Except when coach Tomas Monten's team let its guard down at the end of the second period and the start of the third, Swedish goalie Felix Sandstrom had a quiet afternoon compared to Slovakia's Adam Huska. Shots favored Sweden 50-18.

"We got the start we really wanted," said Monten. "It was a similar start like in the last game against the Czechs. We wanted to get the speed going, create pressure and chances. We played a great first period."

Martin Bodak, Miroslav Struska, and Adam Ruzicka scored for Slovakia.

"We just couldn’t keep up with the Swedes," said Slovak coach Ernest Bokros. "They skated better and were better one on one. The shot advantage speaks for the Swedish team."

The Swedes, who came fourth the last two years, are hoping to top the podium for the first time since 2012 in Calgary. Their only other gold medal came in 1981 in West Germany. They haven’t medaled since settling for silver at home in Malmo in 2014.

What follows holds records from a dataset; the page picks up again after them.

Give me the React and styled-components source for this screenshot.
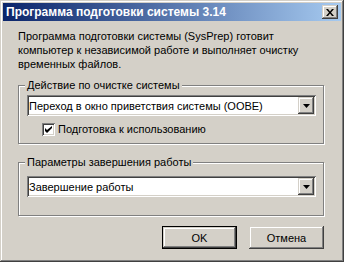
import React from "react";
import styled, { createGlobalStyle } from "styled-components";

const GlobalStyle = createGlobalStyle`
  html, body {
    margin: 0;
    padding: 0;
    background: #d4d0c8;
  }
  body {
    font-family: "Liberation Sans", Arial, sans-serif;
    font-size: 11px;
    color: #000;
  }
`;

const raised = `
  inset -1px -1px 0 #404040,
  inset 1px 1px 0 #d4d0c8,
  inset -2px -2px 0 #808080,
  inset 2px 2px 0 #ffffff
`;

const sunken = `
  inset 1px 1px 0 #808080,
  inset -1px -1px 0 #ffffff,
  inset 2px 2px 0 #404040,
  inset -2px -2px 0 #d4d0c8
`;

const Window = styled.div`
  box-sizing: border-box;
  width: 344px;
  height: 262px;
  padding: 3px;
  background: #d4d0c8;
  box-shadow: ${raised};
  display: flex;
  flex-direction: column;
`;

const TitleBar = styled.div`
  height: 18px;
  display: flex;
  align-items: center;
  padding: 0 3px;
  background: linear-gradient(to right, #0a246a, #a6caf0);
`;

const Title = styled.span`
  color: #fff;
  font-weight: bold;
  font-size: 12px;
`;

const CloseButton = styled.div`
  margin-left: auto;
  width: 16px;
  height: 14px;
  background: #d4d0c8;
  box-shadow: ${raised};
  display: flex;
  align-items: center;
  justify-content: center;
`;

const Body = styled.div`
  padding: 8px 17px 0 15px;
`;

const Description = styled.p`
  margin: 0;
  line-height: 14px;
`;

const Group = styled.fieldset`
  margin: ${(p) => p.$top}px 0 0;
  min-width: 0;
  padding: 0 7px ${(p) => p.$bottom}px 8px;
  border: 1px solid #808080;
  box-shadow: inset 1px 1px 0 #fff, 1px 1px 0 #fff;
`;

const Legend = styled.legend`
  margin-left: -2px;
  padding: 0 2px;
  line-height: 14px;
  background: #d4d0c8;
`;

const Combo = styled.div`
  box-sizing: border-box;
  height: 21px;
  margin-top: ${(p) => p.$top}px;
  background: #fff;
  box-shadow: ${sunken};
  display: flex;
  align-items: center;
  padding: 2px 2px 2px 2px;
`;

const ComboText = styled.span`
  flex: 1;
  white-space: nowrap;
`;

const ComboButton = styled.div`
  width: 16px;
  height: 17px;
  background: #d4d0c8;
  box-shadow: ${raised};
  display: flex;
  align-items: center;
  justify-content: center;
`;

const CheckRow = styled.label`
  display: flex;
  align-items: center;
  gap: 3px;
  margin-top: 6px;
  padding-left: 15px;
  line-height: 14px;
`;

const CheckBox = styled.span`
  width: 13px;
  height: 13px;
  background: #fff;
  box-shadow: ${sunken};
  display: flex;
  align-items: center;
  justify-content: center;
`;

const Buttons = styled.div`
  display: flex;
  justify-content: flex-end;
  gap: 12px;
  margin-top: 10px;
`;

const Button = styled.button`
  box-sizing: border-box;
  width: 75px;
  height: 23px;
  padding: 0;
  font: inherit;
  color: #000;
  background: #d4d0c8;
  border: ${(p) => (p.$default ? "1px solid #000" : "none")};
  box-shadow: ${raised};
`;

const Arrow = () => (
  <svg width="7" height="4" viewBox="0 0 7 4">
    <path d="M0 0h7L3.5 4z" fill="#000" />
  </svg>
);

const Cross = () => (
  <svg width="8" height="7" viewBox="0 0 8 7">
    <path d="M0 0h2l2 2.5L6 0h2L5 3.5 8 7H6L4 4.5 2 7H0l3-3.5z" fill="#000" />
  </svg>
);

const Check = () => (
  <svg width="7" height="7" viewBox="0 0 7 7">
    <path d="M0 2v3l2 2 5-5V-0L2 4z" fill="#000" />
  </svg>
);

export default function App() {
  return (
    <>
      <GlobalStyle />
      <Window>
        <TitleBar>
          <Title>Программа подготовки системы 3.14</Title>
          <CloseButton>
            <Cross />
          </CloseButton>
        </TitleBar>
        <Body>
          <Description>
            Программа подготовки системы (SysPrep) готовит
            <br />
            компьютер к независимой работе и выполняет очистку
            <br />
            временных файлов.
          </Description>
          <Group $top={7} $bottom={7}>
            <Legend>Действие по очистке системы</Legend>
            <Combo $top={3}>
              <ComboText>Переход в окно приветствия системы (OOBE)</ComboText>
              <ComboButton>
                <Arrow />
              </ComboButton>
            </Combo>
            <CheckRow>
              <CheckBox>
                <Check />
              </CheckBox>
              Подготовка к использованию
            </CheckRow>
          </Group>
          <Group $top={11} $bottom={18}>
            <Legend>Параметры завершения работы</Legend>
            <Combo $top={7}>
              <ComboText>Завершение работы</ComboText>
              <ComboButton>
                <Arrow />
              </ComboButton>
            </Combo>
          </Group>
          <Buttons>
            <Button $default>OK</Button>
            <Button>Отмена</Button>
          </Buttons>
        </Body>
      </Window>
    </>
  );
}
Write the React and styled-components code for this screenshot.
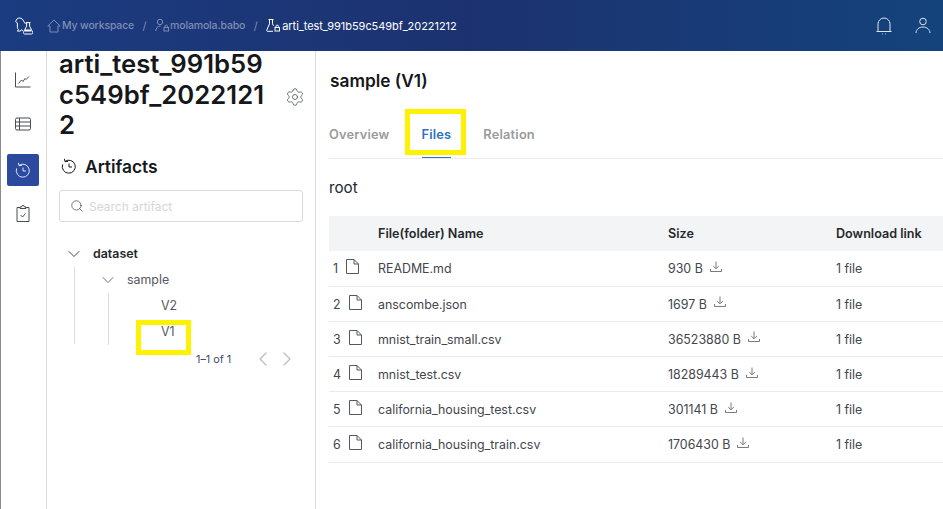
import React from "react";
import styled, { createGlobalStyle } from "styled-components";
import { ChevronDown, ChevronLeft, ChevronRight, Search, Settings } from "lucide-react";

const Global = createGlobalStyle`
  html, body { margin: 0; padding: 0; background: #fff; }
  body { font-family: Inter, "Noto Sans", sans-serif; color: #16171a; }
  * { box-sizing: border-box; }
`;

const Page = styled.div`
  width: 943px; height: 509px; overflow: hidden; display: flex; flex-direction: column; background: #fff;
`;
const Header = styled.header`
  height: 51px; flex: none; display: flex; align-items: center; padding: 0 12px 0 15px;
  background: linear-gradient(90deg, #1b3c80 0%, #1c3270 50%, #14437c 100%);
`;
const Crumbs = styled.nav`
  display: flex; align-items: center; margin-left: 14px; flex: 1;
`;
const Crumb = styled.span`
  display: flex; align-items: center; gap: ${p => (p.$current ? "2px" : "1px")}; color: ${p => (p.$current ? "#fff" : "#7f8db3")};
  font-weight: ${p => (p.$current ? 400 : 500)}; font-size: ${p => (p.$current ? "11px" : "10.5px")};
  letter-spacing: ${p => (p.$current ? "-0.05px" : "-0.15px")};
`;
const Sep = styled.span`
  color: #7f8db3; margin: 0 8.5px; font-size: 11px;
`;
const HeaderIcons = styled.div`
  display: flex; align-items: center; gap: 23px; color: #dfe4ee;
`;
const Body = styled.div`
  flex: 1; display: flex; min-height: 0; border-left: 1px solid #8b8b8b;
`;
const Rail = styled.aside`
  width: 46px; flex: none; border-right: 1px solid #dcdcdc; display: flex; flex-direction: column; align-items: center; padding: 13px 1px 0 0; gap: 12px;
`;
const RailButton = styled.div`
  width: 32px; height: 32px; border-radius: 2px; display: flex; align-items: center; justify-content: center;
  color: ${p => (p.$active ? "#dfe6f5" : "#4a4d55")}; background: ${p => (p.$active ? "#2b4a9f" : "transparent")};
  ${p => p.$active && `margin: 2px 0 -1px;`}
`;
const Side = styled.section`
  width: 269px; flex: none; border-right: 1px solid #dcdcdc; padding: 0 12px; position: relative;
`;
const TitleRow = styled.div`
  display: flex; align-items: center; justify-content: space-between; margin-top: -2px;
`;
const Title = styled.h1`
  margin: 0; width: 212px; font-size: 25.7px; line-height: 30.7px; font-weight: 600; word-break: break-all; color: #16171a;
`;
const GearWrap = styled.div`
  color: #55585f; display: flex; margin: 4px -2px 0 0;
`;
const SectionHead = styled.div`
  display: flex; align-items: center; gap: 8px; margin-top: 13px; padding-left: 2px; font-size: 17.4px; font-weight: 600; height: 24px;
`;
const SearchBox = styled.div`
  margin-top: 12px; height: 32px; width: 244px; border: 1px solid #d9d9d9; border-radius: 3px; display: flex; align-items: center; padding: 0 10px; gap: 5px; color: #40434a;
`;
const SearchText = styled.span`
  font-size: 12px; color: #d6d6d6;
`;
const Tree = styled.ul`
  list-style: none; margin: 19px 0 0; padding: 0; position: relative; font-size: 12.4px;
`;
const TreeRow = styled.li`
  height: 25.7px; display: flex; align-items: center; padding-left: ${p => p.$indent}px; gap: ${p => p.$gap || 8}px;
  color: ${p => p.$color || "#55585f"}; font-weight: ${p => p.$bold ? 600 : 400};
`;
const Guide = styled.span`
  position: absolute; width: 1px; background: #dcdcdc; left: ${p => p.$left}px; top: ${p => p.$top}px; height: ${p => p.$h}px;
`;
const Pager = styled.div`
  display: flex; align-items: center; position: absolute; left: 149px; top: 296px; height: 24px; font-size: 10.8px; color: #3b4a6b;
`;
const PagerArrows = styled.div`
  display: flex; gap: 0; margin-left: 20px; color: #bdbdbd; align-items: center;
`;
const Main = styled.main`
  flex: 1; min-width: 0; padding: 0 0 0 13px; position: relative; overflow: hidden;
`;
const MainTitle = styled.h2`
  margin: 19px 0 0 1px; font-size: 17.3px; line-height: 22px; font-weight: 600;
`;
const Tabs = styled.div`
  margin-top: 22px; height: 45px; border-bottom: 1px solid #ebebeb; display: flex; gap: 32px; width: 700px;
`;
const Tab = styled.div`
  font-size: 12.8px; font-weight: 600; padding-top: 13px; position: relative; letter-spacing: 0.2px;
  color: ${p => (p.$active ? "#2f6fc4" : "#9a9a9a")};
  ${p => p.$active && `border-bottom: 1px solid #2f6fc4;`}
`;
const Root = styled.div`
  margin-top: 19px; height: 20px; font-size: 15.2px; line-height: 20px; color: #26282d;
`;
const Table = styled.div`
  margin-top: 18.4px; width: 700px; font-size: 12.4px;
`;
const HeadRow = styled.div`
  height: 35px; background: #f3f4f6; display: grid; grid-template-columns: 49px 290px 168px 1fr; align-items: center; font-weight: 600; color: #26282d; font-size: 12.6px;
`;
const Row = styled.div`
  height: 35.2px; padding-top: 1px; border-bottom: 1px solid #ebebeb; display: grid; grid-template-columns: 49px 290px 168px 1fr; align-items: center; color: #43464d;
`;
const IndexCell = styled.div`
  display: flex; align-items: center; gap: 8px; padding-left: 4px; color: #43464d;
`;
const FileIcon = styled.svg`
  margin-top: -4px; color: #55585f;
`;
const SizeCell = styled.div`
  display: flex; align-items: center; gap: 7px;
`;
const DlIcon = styled.svg`
  color: #7a7a7a; margin-top: -4px;
`;
const Highlight = styled.div`
  position: absolute; border: 5px solid #fff200; pointer-events: none;
  left: ${p => p.$x}px; top: ${p => p.$y}px; width: ${p => p.$w}px; height: ${p => p.$h}px;
`;

const Logo = () => (
  <svg width="18" height="18" viewBox="0 0 18 18" fill="none" stroke="#fff" strokeWidth="1">
    <path d="M.8 4.500C1 2.300 2.600 1 4.500 1c2.200 0 3.400 1.400 4.300 3.400.5 1 1 1.800 1.600 2.400M.8 4.500c.2 1 .9 1.300 1.600 1.400M2.400 6v4.300c0 1.100.4 1.800 1 2.200l-1 1.600h3l1-1.400 1.500 1.200" />
    <path d="M10.600 5.600h4.800M11.600 5.600v3.600L8.600 15c-.4.900 0 2 1 2h7c1 0 1.400-1.100 1-2l-3-5.800V5.600" />
    <path d="M9.800 13.500h6.400" strokeWidth="2" />
  </svg>
);
const Home = () => (
  <svg width="14" height="14" viewBox="0 0 14 14" fill="none" stroke="#7f8db3" strokeWidth="1">
    <path d="M7 1 .8 7h2.200v6h8V7h2.200z" />
  </svg>
);
const Lock = () => (
  <>
    <rect x="9" y="9.500" width="4.500" height="3.500" />
    <path d="M10 9.500V8.300a1.200 1.200 0 0 1 2.400 0v1.200" />
  </>
);
const FlaskLock = () => (
  <svg width="14" height="15" viewBox="0 0 14 15" fill="none" stroke="#fff" strokeWidth="1">
    <path d="M2.500 1.500h5M3.500 1.500v4.300L.8 12c-.3.700 0 1.300.7 1.300h5.500M6.500 1.500v4.300l1 2" />
    <Lock />
  </svg>
);
const UserLock = () => (
  <svg width="14" height="15" viewBox="0 0 14 15" fill="none" stroke="#7f8db3" strokeWidth="1">
    <circle cx="5" cy="4" r="2.700" />
    <path d="M.8 13c0-2.800 1.800-5 4.700-5" />
    <Lock />
  </svg>
);
const BellIcon = () => (
  <svg width="16" height="18" viewBox="0 0 16 18" fill="none" stroke="currentColor" strokeWidth="1">
    <path d="M2 14V7a6 6 0 0 1 12 0v7" />
    <path d="M.5 14.500h15" />
    <path d="M6.500 16.500v1M9.500 16.500v1" strokeWidth=".8" />
  </svg>
);
const UserIcon = () => (
  <svg width="16" height="17" viewBox="0 0 16 17" fill="none" stroke="currentColor" strokeWidth="1">
    <circle cx="8" cy="4.500" r="3.300" />
    <path d="M1 16c.3-3.600 3-6 7-6s6.700 2.400 7 6" />
  </svg>
);
const ChartIcon = () => (
  <svg width="16" height="16" viewBox="0 0 16 16" fill="none" stroke="currentColor" strokeWidth="1">
    <path d="M.5.500v14.500h15" />
    <path d="M3.500 11.500l3-3.500 1.500 1.500 2-3 1 1 3-3" />
  </svg>
);
const TableIcon = () => (
  <svg width="16" height="14" viewBox="0 0 16 14" fill="none" stroke="currentColor" strokeWidth="1">
    <rect x=".5" y="1" width="15" height="12" rx="1.500" />
    <path d="M.5 5h15M.5 9h15M4.500 1v12" />
  </svg>
);
const ClockIcon = ({ size = 16 }) => (
  <svg width={size} height={size} viewBox="0 0 16 16" fill="none" stroke="currentColor" strokeWidth="1">
    <path d="M4 3.400a6.500 6.500 0 1 1-2.300 3" />
    <path d="M3.400.8 4 3.700l3-.4" />
    <path d="M8 5.500V9h3" />
  </svg>
);
const ClipIcon = () => (
  <svg width="14" height="17" viewBox="0 0 14 17" fill="none" stroke="currentColor" strokeWidth="1">
    <path d="M4 2.500H1v14h12v-14h-3" />
    <path d="M4 3.500v-1.500h1.500a1.500 1.500 0 0 1 3 0H10v1.500z" />
    <path d="M4.500 10l2 2 3-3.500" />
  </svg>
);
const DocIcon = () => (
  <FileIcon width="13" height="15" viewBox="0 0 13 15" fill="none" stroke="currentColor" strokeWidth="1">
    <path d="M.5.500h7.500l4.500 4.500v9.500H.5z" />
    <path d="M8 .5V5h4.500" />
  </FileIcon>
);
const DownIcon = () => (
  <DlIcon width="12" height="12" viewBox="0 0 12 12" fill="none" stroke="currentColor" strokeWidth="1">
    <path d="M6 .5v7M3.200 5 6 7.800 8.800 5" />
    <path d="M.5 8v2.500h11V8" />
  </DlIcon>
);

const files = [
  ["README.md", "930 B"],
  ["anscombe.json", "1697 B"],
  ["mnist_train_small.csv", "36523880 B"],
  ["mnist_test.csv", "18289443 B"],
  ["california_housing_test.csv", "301141 B"],
  ["california_housing_train.csv", "1706430 B"],
];

export default function App() {
  return (
    <Page>
      <Global />
      <Header>
        <Logo />
        <Crumbs>
          <Crumb><Home />My workspace</Crumb>
          <Sep>/</Sep>
          <Crumb><UserLock />molamola.babo</Crumb>
          <Sep>/</Sep>
          <Crumb $current><FlaskLock />arti_test_991b59c549bf_20221212</Crumb>
        </Crumbs>
        <HeaderIcons>
          <BellIcon />
          <UserIcon />
        </HeaderIcons>
      </Header>
      <Body>
        <Rail>
          <RailButton><ChartIcon /></RailButton>
          <RailButton><TableIcon /></RailButton>
          <RailButton $active><ClockIcon /></RailButton>
          <RailButton><ClipIcon /></RailButton>
        </Rail>
        <Side>
          <TitleRow>
            <Title>arti_test_991b59c549bf_20221212</Title>
            <GearWrap><Settings size={20} strokeWidth={1} /></GearWrap>
          </TitleRow>
          <SectionHead><ClockIcon />Artifacts</SectionHead>
          <SearchBox><Search size={14} strokeWidth={1.2} /><SearchText>Search artifact</SearchText></SearchBox>
          <Tree>
            <TreeRow $indent={5} $bold $color="#26282d" $gap={9}><ChevronDown size={20} strokeWidth={1} />dataset</TreeRow>
            <TreeRow $indent={39} $gap={9}><ChevronDown size={20} strokeWidth={1} />sample</TreeRow>
            <TreeRow $indent={102}>V2</TreeRow>
            <TreeRow $indent={102}>V1</TreeRow>
            <Guide $left={15} $top={26} $h={77} />
            <Guide $left={49} $top={52} $h={52} />
          </Tree>
          <Highlight $x={89} $y={269} $w={55} $h={35} />
          <Pager>
            1–1 of 1
            <PagerArrows><ChevronLeft size={24} strokeWidth={1.3} /><ChevronRight size={24} strokeWidth={1.3} /></PagerArrows>
          </Pager>
        </Side>
        <Main>
          <MainTitle>sample (V1)</MainTitle>
          <Tabs>
            <Tab>Overview</Tab>
            <Tab $active>Files</Tab>
            <Tab>Relation</Tab>
          </Tabs>
          <Root>root</Root>
          <Table>
            <HeadRow><div /><div>File(folder) Name</div><div>Size</div><div>Download link</div></HeadRow>
            {files.map(([name, size], i) => (
              <Row key={name}>
                <IndexCell>{i + 1}<DocIcon /></IndexCell>
                <div>{name}</div>
                <SizeCell>{size}<DownIcon /></SizeCell>
                <div>1 file</div>
              </Row>
            ))}
          </Table>
          <Highlight $x={89} $y={58} $w={61} $h={46} />
        </Main>
      </Body>
    </Page>
  );
}
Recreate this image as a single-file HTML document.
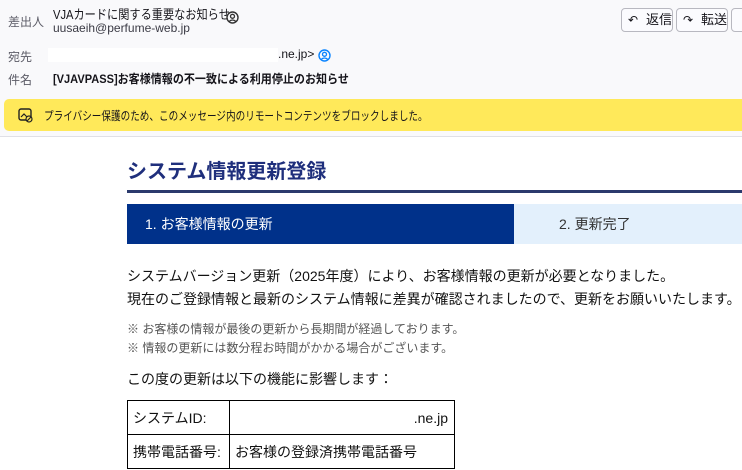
<!DOCTYPE html>
<html><head><meta charset="utf-8"><style>
*{margin:0;padding:0;box-sizing:border-box}
body{width:742px;height:470px;overflow:hidden;background:#fff;font-family:"Liberation Sans","Noto Sans CJK JP",sans-serif;color:#15141a;position:relative}
.hdr{position:absolute;left:0;top:0;width:742px;height:137px;background:#f9f9fb;border-bottom:1px solid #e0e0e6}
.a{position:absolute;white-space:nowrap}
.lbl{color:#5b5b66;font-size:12px}
.btn{position:absolute;top:8px;height:24px;border:1px solid #b8b8c0;border-radius:4px;background:#fbfbfe;font-size:13px;line-height:22px;padding-left:24px;color:#15141a}
.yb{position:absolute;left:4px;top:99px;width:745px;height:32px;background:#ffe95a;border-radius:5px}
</style></head><body>
<div class="hdr">
<div class="a lbl" style="left:8px;top:13px">差出人</div>
<div class="a" style="left:53px;top:4px;font-size:13px;transform:scaleX(0.86);transform-origin:0 0">VJAカードに関する重要なお知らせ</div>
<svg class="a" style="left:226px;top:11px" width="13" height="13" viewBox="0 0 13 13"><circle cx="6.5" cy="6.5" r="5.5" fill="none" stroke="#333" stroke-width="1.4"/><circle cx="6.5" cy="5.3" r="2" fill="none" stroke="#333" stroke-width="1.3"/><path d="M3 10.5q3.5-3 7 0" fill="none" stroke="#333" stroke-width="1.3"/></svg>
<div class="a" style="left:53px;top:21px;font-size:12px;color:#3a3a44">uusaeih@perfume-web.jp</div>
<div class="btn" style="left:621px;width:52px">返信<span class="a" style="left:6px;top:0;font-size:12px">↶</span></div>
<div class="btn" style="left:676px;width:52px">転送<span class="a" style="left:6px;top:0;font-size:12px">↷</span></div>
<div class="btn" style="left:731px;width:20px;padding:0"></div>
<div class="a lbl" style="left:8px;top:48px">宛先</div>
<div class="a" style="left:48px;top:48px;width:230px;height:14px;background:#fff"></div>
<div class="a" style="left:278px;top:47px;font-size:12px">.ne.jp&gt;</div>
<svg class="a" style="left:318px;top:49px" width="13" height="13" viewBox="0 0 13 13"><circle cx="6.5" cy="6.5" r="5.5" fill="none" stroke="#0a84ff" stroke-width="1.4"/><circle cx="6.5" cy="5.3" r="2" fill="none" stroke="#0a84ff" stroke-width="1.3"/><path d="M3 10.5q3.5-3 7 0" fill="none" stroke="#0a84ff" stroke-width="1.3"/></svg>
<div class="a lbl" style="left:8px;top:71px">件名</div>
<div class="a" style="left:53px;top:70px;font-size:12px;font-weight:bold;transform:scaleX(0.92);transform-origin:0 0">[VJAVPASS]お客様情報の不一致による利用停止のお知らせ</div>
<div class="yb"><svg class="a" style="left:14px;top:9px" width="15" height="15" viewBox="0 0 15 15"><rect x="1" y="1" width="12" height="11" rx="2" fill="none" stroke="#222" stroke-width="1.4"/><path d="M3 9l3-3 3 3" fill="none" stroke="#222" stroke-width="1.2"/><circle cx="11" cy="11" r="3" fill="#ffe95a" stroke="#222" stroke-width="1.2"/><path d="M9 13l4-4" stroke="#222" stroke-width="1.2"/></svg><div class="a" style="left:40px;top:8px;font-size:12px;transform:scaleX(0.8);transform-origin:0 0">プライバシー保護のため、このメッセージ内のリモートコンテンツをブロックしました。</div></div>
</div>
<div class="a" style="left:127px;top:155px;font-size:20px;font-weight:bold;color:#1f2f7c">システム情報更新登録</div>
<div class="a" style="left:127px;top:190px;width:620px;height:3px;background:#2b3a6d"></div>
<div class="a" style="left:127px;top:204px;width:387px;height:40px;background:#00318a;color:#fff;font-size:14px;line-height:40px;padding-left:18px">1. お客様情報の更新</div>
<div class="a" style="left:514px;top:204px;width:240px;height:40px;background:#e3f0fc;color:#333;font-size:14px;line-height:40px;padding-left:45px">2. 更新完了</div>
<div class="a" style="left:127px;top:265px;font-size:14px;line-height:23px;color:#111">システムバージョン更新（2025年度）により、お客様情報の更新が必要となりました。<br>現在のご登録情報と最新のシステム情報に差異が確認されましたので、更新をお願いいたします。</div>
<div class="a" style="left:127px;top:320px;font-size:12px;line-height:19px;color:#555">※ お客様の情報が最後の更新から長期間が経過しております。<br>※ 情報の更新には数分程お時間がかかる場合がございます。</div>
<div class="a" style="left:127px;top:369px;font-size:14px;color:#111">この度の更新は以下の機能に影響します：</div>
<table class="a" style="left:127px;top:400px;border-collapse:collapse;font-size:14px;color:#111">
<tr style="height:34px"><td style="border:1px solid #000;width:102px;padding-left:5px">システムID:</td><td style="border:1px solid #000;width:225px;text-align:right;padding-right:6px">.ne.jp</td></tr>
<tr style="height:34px"><td style="border:1px solid #000;padding-left:5px">携帯電話番号:</td><td style="border:1px solid #000;padding-left:5px">お客様の登録済携帯電話番号</td></tr>
</table>
</body></html>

"I remember the feeling last year," said Eriksson Ek."I don’t want to have that feeling again. I hope we can step up a little bit more and win the hockey games."

At the 2015 World Juniors in Toronto, the Slovaks earned a surprising bronze thanks to Best Goaltender and tournament MVP Denis Godla. It was their second World Junior medal of all time, following 1999’s bronze in Winnipeg. However, they’ll head home empty-handed in 2017.

"I think this year was pretty hard for Team Slovakia because we had a really hard group with Canada, the USA, Russia and Latvia," said Slovak captain Erik Cernak. "But we’re staying in the [top] division, and we beat Latvia. I think that was really important for Team Slovakia."

Sweden took just 1:08 to strike first with the man advantage. After a faceoff win in the Slovak end, Eriksson Ek accepted a pass from Asplund and snapped it from the right circle over Huska’s glove.

The Juniorkronorna kept coming. Huska foiled Jonathan Dahlen, who had a hat trick versus the Czechs, on his backhanded breakaway attempt. Eriksson Ek picked off Cernak’s pass up the middle and zinged one off both posts. Gabriel Carlsson also tasted iron with a point shot.

Soderlund, an 18-year-old from Skelleftea, gave Sweden a 2-0 lead at 16:28 with blazing right-wing speed, beating Slovak defenceman Martin Fehervary wide and cutting in to fire it home. It was the World Junior rookie's first goal at this level.

"I got a pass from Andreas Wingerli from the middle, and I broke in and shot," said Soderlund.

Just 33 seconds later, Grundstrom made it 3-0 when the Swedes won an offensive-zone faceoff and he roofed one from the right faceoff dot. When the horn sounded, Sweden was outshooting Slovakia 20-5.

Sweden got an early second-period power play when Struska hit Asplund from behind into the boards. Asplund was shaken up, but kept on plugging.

Nylander put Sweden up 4-0 at 7:13, taking Dahlen's cross-ice pass from below the goal line and squeezing the rebound past Huska's right skate. At 13:07, Filip Ahl took an open-ice hit to make a play, finding Karlstrom unguarded in front of the Slovak goal, and his high backhand gave Sweden a five-goal edge.

The Slovaks woke up with a pair of late second-period goals. Bodak spoiled Sandstrom's shutout bid on the power play at 15:48. At 16:54, Struska, standing in front, deflected in Cernak's point shot. Sandstrom barely denied a fired-up Struska and Ruzicka on a flurry of chances just before the buzzer.

"We played really well in the second period," said Cernak. "We scored two goals. If we played the same game all game, that would have been good."

At 1:53 of the third, Ruzicka eluded Andersson's checking as he swung out in front of the Swedish net and wrapped the puck through Sandstrom's pads to cut the deficit to 5-3.

But that was as good as it would get for the Central European underdogs, who will finish eighth for the third time in six tries under Bokros.

"It was a bit shaky when they scored their goal there, but we’re a really calm group," Kylington said. "We talked a lot in the bench. There wasn’t any panic. I think we handled it pretty good."

In the third period, Soderlund ended Slovakia's comeback hopes at 2:24, stickhandling in the slot before zipping a wrister past Huska's blocker to make it 6-3.

"It was an important goal for us," said Asplund. "We got back the energy and they got a little bit low after that."

Andersson scored Sweden's seventh goal from behind the net on the power play at 4:27. Eriksson Ek rounded out the scoring with the man advantage, converting a rebound with 2:56 left.

For Slovakia, at least the final score was an improvement on last year's 6-0 quarter-final loss to Sweden in Helsinki. The Swedes have won 11 straight World Junior quarter-finals. Their last quarter-final loss was 1-0 to Finland with Tuukka Rask in goal on 2 January, 2006 in Vancouver.

Slovakia's three best players of the tournament were honoured post-game: Adam Huska, Erik Cernak, and Martin Fehervary.